The 2008 R1 is pre-big-bang. It was launched at a time when bikes like the new Honda Fireblade and KTM RC8 were getting more press, and didn't get a great deal of love. However that all plays to your advantage when it comes to second-hand price. It's still a fantastic bike, very quick and many would say prettier than the slightly chubbier modern R1s, which retail for over £12,000.

6. FZ1 (2006-present): 4.38/5

Take a re-tuned R1 motor and shoehorn it into a naked chassis and hey presto! This is what dreams are made of, right? Erm, no. The FZ1 is a really good bike - much like its older brother the Fazer - but it lacks any grunt both low-down and in the mid-range, which is exactly what you want in a naked bike. However, the fact that most owners' biggest gripes are the hard seat and awkward side-stand suggests they're happy with everything else.

=4. XP500 T-MAX (2000-2011): 4.4/5

Yamaha's T-MAX is the machine that invented the Maxi scooter class in 2001. The class-leading bike is sporty and handles like a proper motorcycle, with the convenience of a scooter. Luggage carrying capacity could be improved, especially when you consider that they cost a salty £8,699 new!

=4. FZS600 Fazer (1998-2003): 4.4/5

Using a Thundercat derived engine, the Fazer has a perfectly-carburated rush to its 12,500rpm redline, where it puts out a chirpy 95hp. Although the Fazer has budget suspension and aesthetic that divide opinion, it's so much more than the sum of it's parts. Their popularity demonstrates how capable they are as an all-rounder, and they offer an interesting alternative to the Hornet, Bandit and SV650 clan.

3. XT660Z Tenere (2008-present): 4.5/5

Using a motor borrowed from Yamaha's XT660R trail bike, the Tenere has a simple but bulletproof engine. It's comfortable, has the adventure bike looks sorted, and those twin underseat exhausts pop nicely on deceleration. The original XT600Z Tenere, launched in 1983 and popular with desert racers, was a direct relative of the XT500 that had won two Paris-Dakar rallies. It had a 30-litre tank, huge front suspension travel and weighed 45kg less than the current generation Tenere, which scales in at 183kg dry.

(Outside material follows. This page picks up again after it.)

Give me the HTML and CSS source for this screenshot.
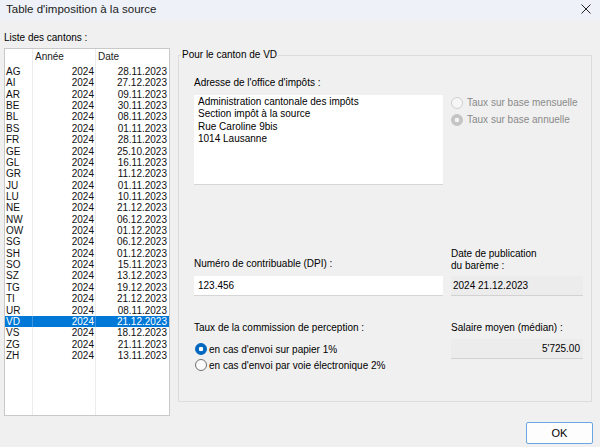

2. YZF-R125 (2008-present): 4.63/5

The R125 was the UK's fifth top seller from January to September in 2013, showing just how popular these bikes are. The single-cylinder engine chucks out 15hp and the bike has a wheelbase only 25mm shorter than the R6. It handles well, it's frugal and it's easily the best-looking 125 sportsbike on the market. If ever there were a bike to act out youthful fantasies of MotoGP stardom on, this is it.

1. Super Tenere XT1200Z (2010-present): 4.83/5

Built to rival BMW's GS and Ducati's Multistrada, it's clear that Yamaha wanted a slice of the adventure bike pie. The 1199cc twin puts out 109hp and 84ftlb of torque, managing an acceptable 42mpg. Could be worse when you consider the Super Tenere's hefty 261kg weight. It's extremely well-built and at £11,999, is £600 less than the GS. You may not get the BMW badge or the extensive options list, but Japanese reliability and peace of mind is a big 'yes please' when it comes to adventure bikes.